*Task goal*.
Please transcribe the data below exactly. Leave the pictures out.

*The data*.
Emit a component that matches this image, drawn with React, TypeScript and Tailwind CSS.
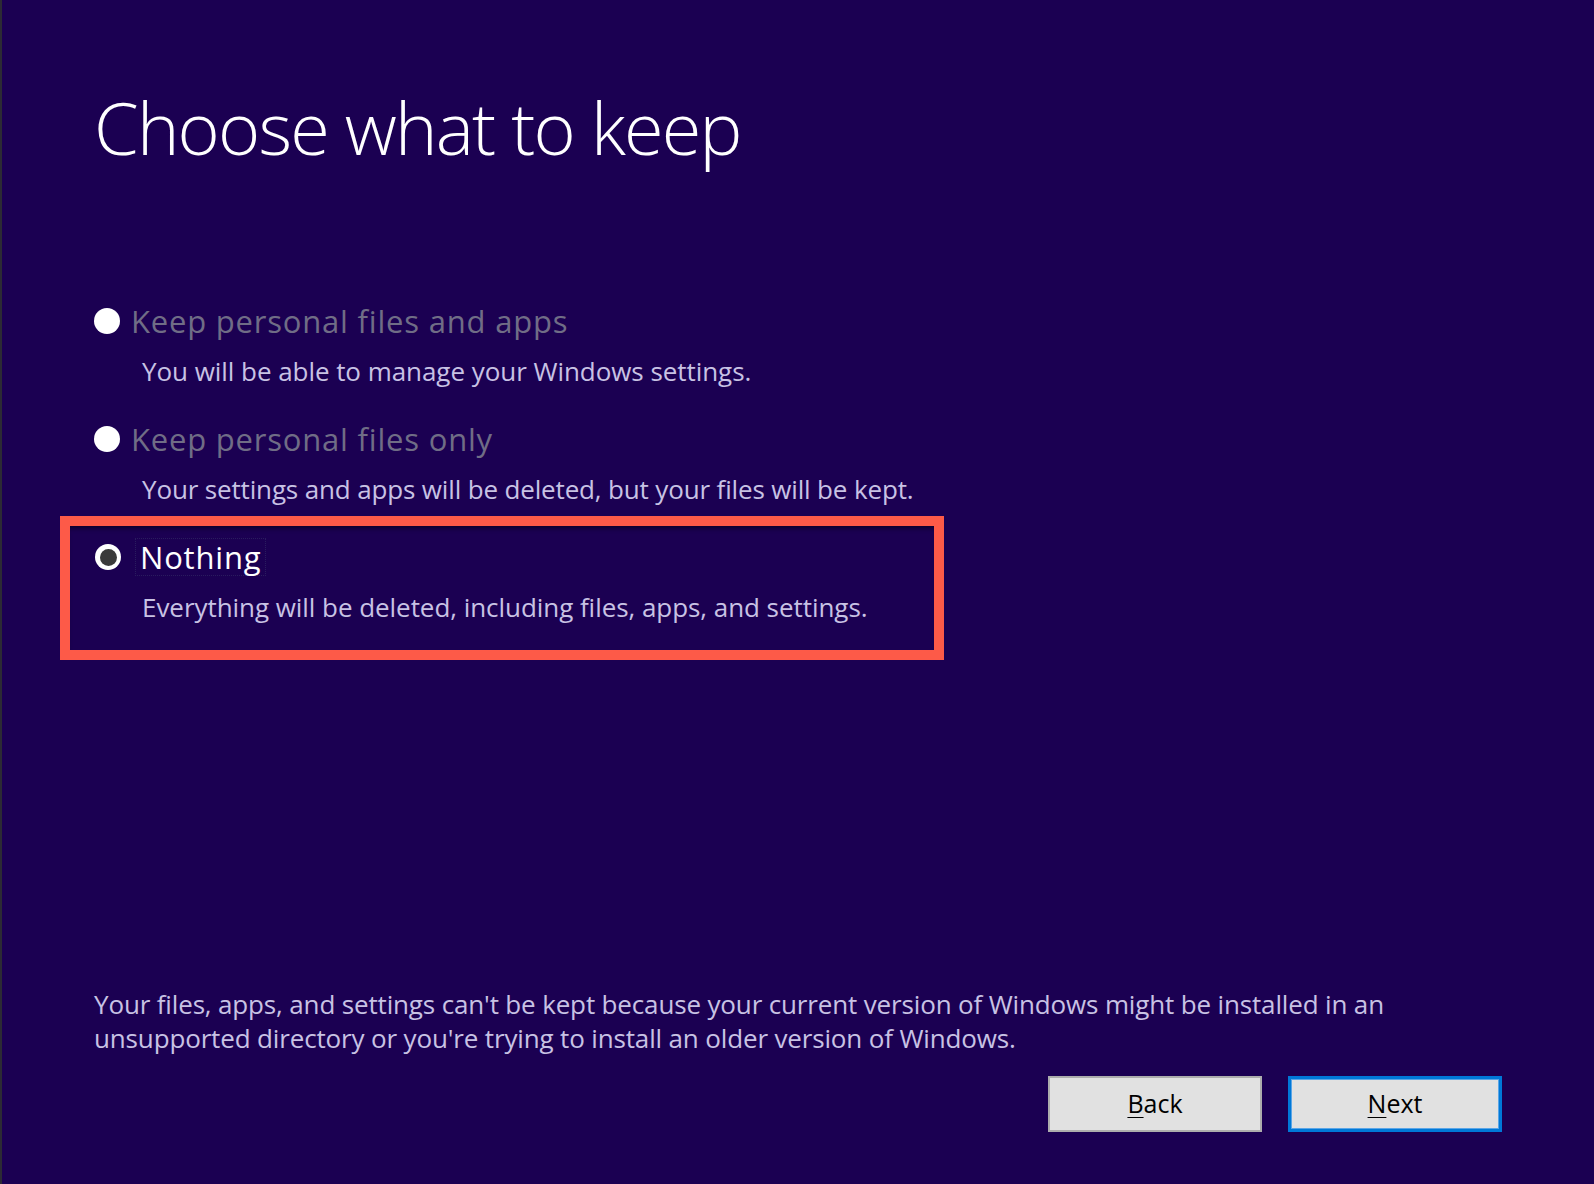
import React from "react";

const font = { fontFamily: '"Open Sans", "Noto Sans", sans-serif' } as const;

function Radio({ selected }: { selected?: boolean }) {
  if (selected) {
    return (
      <span className="flex h-[26px] w-[26px] shrink-0 items-center justify-center rounded-full bg-white">
        <span className="h-[17px] w-[17px] rounded-full bg-[#3a3a3a]" />
      </span>
    );
  }
  return <span className="h-[26px] w-[26px] shrink-0 rounded-full bg-white" />;
}

export default function App() {
  return (
    <div
      className="flex h-[1184px] w-[1594px] flex-col border-l-2 border-[#2c2a34] bg-[#1b0052] pl-[92px] pr-[92px] pb-[52px]"
      style={font}
    >
      <h1 className="mt-[91px] h-[72px] text-[72px] font-light leading-none tracking-[-1.8px] text-white">
        Choose what to keep
      </h1>

      <div className="mt-[138px] flex flex-col">
        {/* Option 1 */}
        <div className="flex flex-col">
          <div className="flex h-[40px] items-center gap-[11px]">
            <Radio />
            <span className="text-[31px] leading-[40px] tracking-[0.8px] text-[#706d86]">
              Keep personal files and apps
            </span>
          </div>
          <p className="mt-[13px] pl-[48px] text-[26px] leading-[34px] tracking-[-0.05px] text-[#c8c2e4]">
            You will be able to manage your Windows settings.
          </p>
        </div>

        {/* Option 2 */}
        <div className="mt-[31px] flex flex-col">
          <div className="flex h-[40px] items-center gap-[11px]">
            <Radio />
            <span className="text-[31px] leading-[40px] tracking-[0.8px] text-[#706d86]">
              Keep personal files only
            </span>
          </div>
          <p className="mt-[13px] pl-[48px] text-[26px] leading-[34px] tracking-[-0.15px] text-[#c8c2e4]">
            Your settings and apps will be deleted, but your files will be kept.
          </p>
        </div>

        {/* Option 3 (highlighted) */}
        <div className="-ml-[34px] mt-[10px] flex w-[884px] flex-col border-[10px] border-[#fd5a48] pl-[25px] pt-[11px] pb-[26px] shadow-[inset_0_5px_5px_-3px_rgba(0,0,0,0.55)]">
          <div className="flex h-[40px] items-center gap-[14px]">
            <Radio selected />
            <span className="border border-dotted border-[#2a1c5e] px-[4px] text-[31px] leading-[36px] tracking-[0.8px] text-white">
              Nothing
            </span>
          </div>
          <p className="mt-[13px] pl-[47px] text-[26px] leading-[34px] tracking-[-0.05px] text-[#c8c2e4]">
            Everything will be deleted, including files, apps, and settings.
          </p>
        </div>
      </div>

      <div className="flex-1" />

      <p className="whitespace-nowrap text-[26px] leading-[34px] tracking-[-0.15px] text-[#c8c2e4]">
        Your files, apps, and settings can't be kept because your current version of Windows might be installed in an
        <br />
        unsupported directory or you're trying to install an older version of Windows.
      </p>

      <div className="mt-[21px] flex justify-end gap-[26px]">
        <button className="flex h-[56px] w-[214px] items-center justify-center border-2 border-[#adadad] bg-[#e1e1e1] text-[25px] tracking-[0px] text-black">
          <span>
            <span className="underline decoration-1 underline-offset-4">B</span>ack
          </span>
        </button>
        <button className="flex h-[56px] w-[214px] items-center justify-center border-[3px] border-[#0078d7] bg-[#e1e1e1] text-[25px] tracking-[0px] text-black shadow-[inset_0_0_0_1px_#5aa5e6]">
          <span>
            <span className="underline decoration-1 underline-offset-4">N</span>ext
          </span>
        </button>
      </div>
    </div>
  );
}
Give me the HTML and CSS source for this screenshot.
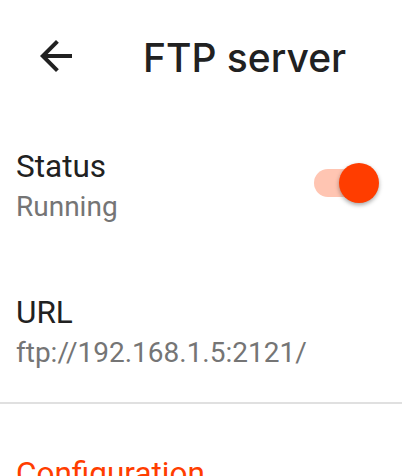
FILE: index.html
```html
<!DOCTYPE html>
<html>
<head>
    <title>FTP server</title>
    <meta charset="utf-8">
    <meta name="viewport" content="width=device-width">
    <link rel="stylesheet" href="styles.css">
</head>
<body>
<div class="toolbar">
    <a href="#" class="back">
        <svg width="48" height="48" viewBox="0 0 24 24"><path d="M20 11H7.83l5.59-5.59L12 4l-8 8 8 8 1.41-1.41L7.83 13H20v-2z" fill="#212121"/></svg>
    </a>
    <div class="toolbar-title">FTP server</div>
</div>

<div class="prefs">
    <div class="pref">
        <div class="pref-text">
            <div class="pref-title">Status</div>
            <div class="pref-summary">Running</div>
        </div>
        <div class="switch">
            <div class="switch-track"></div>
            <div class="switch-thumb"></div>
        </div>
    </div>
    <div class="pref">
        <div class="pref-text">
            <div class="pref-title">URL</div>
            <div class="pref-summary">ftp://192.168.1.5:2121/</div>
        </div>
    </div>
</div>

<div class="divider"></div>

<div class="category">Configuration</div>
</body>
</html>
```

FILE: styles.css
```css
* {
	padding: 0;
	margin: 0;
	box-sizing: border-box;
}

body {
	width: 402px;
	overflow: hidden;
	background: #fff;
	font-family: Roboto, "Liberation Sans", sans-serif;
	color: #212121;
}

.toolbar {
	height: 114px;
	display: flex;
	align-items: center;
	padding-left: 32px;
}

.back {
	display: flex;
	width: 48px;
	height: 48px;
	margin-top: -2px;
}

.toolbar-title {
	margin-left: 63px;
	font-family: Inter, Roboto, sans-serif;
	font-size: 39px;
	font-weight: 500;
	color: #212121;
}

.prefs {
	display: flex;
	flex-direction: column;
	gap: 4px;
}

.pref {
	display: flex;
	align-items: center;
	padding: 33px 23px 29px 16px;
}

.pref-text {
	flex: 1;
}

.pref-title {
	font-size: 31.5px;
	line-height: 40px;
	color: #212121;
}

.pref-summary {
	font-size: 28px;
	line-height: 40px;
	color: #757575;
}

.switch {
	position: relative;
	width: 65px;
	height: 40px;
	margin-bottom: 8px;
}

.switch-track {
	position: absolute;
	left: 0;
	top: 6px;
	width: 56px;
	height: 28px;
	border-radius: 14px;
	background: #ffc5b2;
}

.switch-thumb {
	position: absolute;
	right: 0;
	top: 0;
	width: 40px;
	height: 40px;
	border-radius: 50%;
	background: #ff3d00;
	box-shadow: 0 2px 4px rgba(0, 0, 0, 0.35);
}

.divider {
	height: 2px;
	background: #e0e0e0;
}

.category {
	margin-top: 50px;
	padding-left: 16px;
	font-size: 31.5px;
	line-height: 40px;
	color: #ff3d00;
}
```
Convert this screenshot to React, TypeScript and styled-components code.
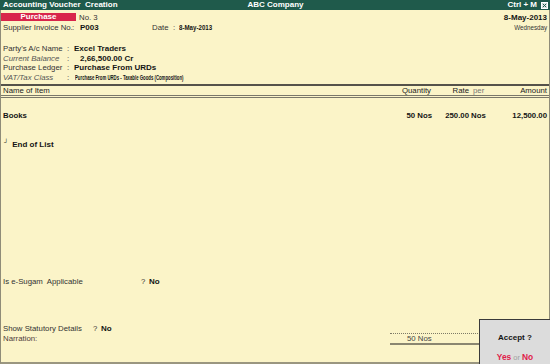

*Full output*.
Emit a component that matches this image, drawn with React, TypeScript and Tailwind CSS.
import React from "react";

const font = { fontFamily: '"Open Sans", "Noto Sans", sans-serif' } as const;

function Radio({ selected }: { selected?: boolean }) {
  if (selected) {
    return (
      <span className="flex h-[26px] w-[26px] shrink-0 items-center justify-center rounded-full bg-white">
        <span className="h-[17px] w-[17px] rounded-full bg-[#3a3a3a]" />
      </span>
    );
  }
  return <span className="h-[26px] w-[26px] shrink-0 rounded-full bg-white" />;
}

export default function App() {
  return (
    <div
      className="flex h-[1184px] w-[1594px] flex-col border-l-2 border-[#2c2a34] bg-[#1b0052] pl-[92px] pr-[92px] pb-[52px]"
      style={font}
    >
      <h1 className="mt-[91px] h-[72px] text-[72px] font-light leading-none tracking-[-1.8px] text-white">
        Choose what to keep
      </h1>

      <div className="mt-[138px] flex flex-col">
        {/* Option 1 */}
        <div className="flex flex-col">
          <div className="flex h-[40px] items-center gap-[11px]">
            <Radio />
            <span className="text-[31px] leading-[40px] tracking-[0.8px] text-[#706d86]">
              Keep personal files and apps
            </span>
          </div>
          <p className="mt-[13px] pl-[48px] text-[26px] leading-[34px] tracking-[-0.05px] text-[#c8c2e4]">
            You will be able to manage your Windows settings.
          </p>
        </div>

        {/* Option 2 */}
        <div className="mt-[31px] flex flex-col">
          <div className="flex h-[40px] items-center gap-[11px]">
            <Radio />
            <span className="text-[31px] leading-[40px] tracking-[0.8px] text-[#706d86]">
              Keep personal files only
            </span>
          </div>
          <p className="mt-[13px] pl-[48px] text-[26px] leading-[34px] tracking-[-0.15px] text-[#c8c2e4]">
            Your settings and apps will be deleted, but your files will be kept.
          </p>
        </div>

        {/* Option 3 (highlighted) */}
        <div className="-ml-[34px] mt-[10px] flex w-[884px] flex-col border-[10px] border-[#fd5a48] pl-[25px] pt-[11px] pb-[26px] shadow-[inset_0_5px_5px_-3px_rgba(0,0,0,0.55)]">
          <div className="flex h-[40px] items-center gap-[14px]">
            <Radio selected />
            <span className="border border-dotted border-[#2a1c5e] px-[4px] text-[31px] leading-[36px] tracking-[0.8px] text-white">
              Nothing
            </span>
          </div>
          <p className="mt-[13px] pl-[47px] text-[26px] leading-[34px] tracking-[-0.05px] text-[#c8c2e4]">
            Everything will be deleted, including files, apps, and settings.
          </p>
        </div>
      </div>

      <div className="flex-1" />

      <p className="whitespace-nowrap text-[26px] leading-[34px] tracking-[-0.15px] text-[#c8c2e4]">
        Your files, apps, and settings can't be kept because your current version of Windows might be installed in an
        <br />
        unsupported directory or you're trying to install an older version of Windows.
      </p>

      <div className="mt-[21px] flex justify-end gap-[26px]">
        <button className="flex h-[56px] w-[214px] items-center justify-center border-2 border-[#adadad] bg-[#e1e1e1] text-[25px] tracking-[0px] text-black">
          <span>
            <span className="underline decoration-1 underline-offset-4">B</span>ack
          </span>
        </button>
        <button className="flex h-[56px] w-[214px] items-center justify-center border-[3px] border-[#0078d7] bg-[#e1e1e1] text-[25px] tracking-[0px] text-black shadow-[inset_0_0_0_1px_#5aa5e6]">
          <span>
            <span className="underline decoration-1 underline-offset-4">N</span>ext
          </span>
        </button>
      </div>
    </div>
  );
}
Give me the HTML and CSS source for this screenshot.
FILE: index.html
```html
<!DOCTYPE html>
<html>
<head>
    <title>FTP server</title>
    <meta charset="utf-8">
    <meta name="viewport" content="width=device-width">
    <link rel="stylesheet" href="styles.css">
</head>
<body>
<div class="toolbar">
    <a href="#" class="back">
        <svg width="48" height="48" viewBox="0 0 24 24"><path d="M20 11H7.83l5.59-5.59L12 4l-8 8 8 8 1.41-1.41L7.83 13H20v-2z" fill="#212121"/></svg>
    </a>
    <div class="toolbar-title">FTP server</div>
</div>

<div class="prefs">
    <div class="pref">
        <div class="pref-text">
            <div class="pref-title">Status</div>
            <div class="pref-summary">Running</div>
        </div>
        <div class="switch">
            <div class="switch-track"></div>
            <div class="switch-thumb"></div>
        </div>
    </div>
    <div class="pref">
        <div class="pref-text">
            <div class="pref-title">URL</div>
            <div class="pref-summary">ftp://192.168.1.5:2121/</div>
        </div>
    </div>
</div>

<div class="divider"></div>

<div class="category">Configuration</div>
</body>
</html>
```

FILE: styles.css
```css
* {
	padding: 0;
	margin: 0;
	box-sizing: border-box;
}

body {
	width: 402px;
	overflow: hidden;
	background: #fff;
	font-family: Roboto, "Liberation Sans", sans-serif;
	color: #212121;
}

.toolbar {
	height: 114px;
	display: flex;
	align-items: center;
	padding-left: 32px;
}

.back {
	display: flex;
	width: 48px;
	height: 48px;
	margin-top: -2px;
}

.toolbar-title {
	margin-left: 63px;
	font-family: Inter, Roboto, sans-serif;
	font-size: 39px;
	font-weight: 500;
	color: #212121;
}

.prefs {
	display: flex;
	flex-direction: column;
	gap: 4px;
}

.pref {
	display: flex;
	align-items: center;
	padding: 33px 23px 29px 16px;
}

.pref-text {
	flex: 1;
}

.pref-title {
	font-size: 31.5px;
	line-height: 40px;
	color: #212121;
}

.pref-summary {
	font-size: 28px;
	line-height: 40px;
	color: #757575;
}

.switch {
	position: relative;
	width: 65px;
	height: 40px;
	margin-bottom: 8px;
}

.switch-track {
	position: absolute;
	left: 0;
	top: 6px;
	width: 56px;
	height: 28px;
	border-radius: 14px;
	background: #ffc5b2;
}

.switch-thumb {
	position: absolute;
	right: 0;
	top: 0;
	width: 40px;
	height: 40px;
	border-radius: 50%;
	background: #ff3d00;
	box-shadow: 0 2px 4px rgba(0, 0, 0, 0.35);
}

.divider {
	height: 2px;
	background: #e0e0e0;
}

.category {
	margin-top: 50px;
	padding-left: 16px;
	font-size: 31.5px;
	line-height: 40px;
	color: #ff3d00;
}
```
Convert this screenshot to React, TypeScript and styled-components code.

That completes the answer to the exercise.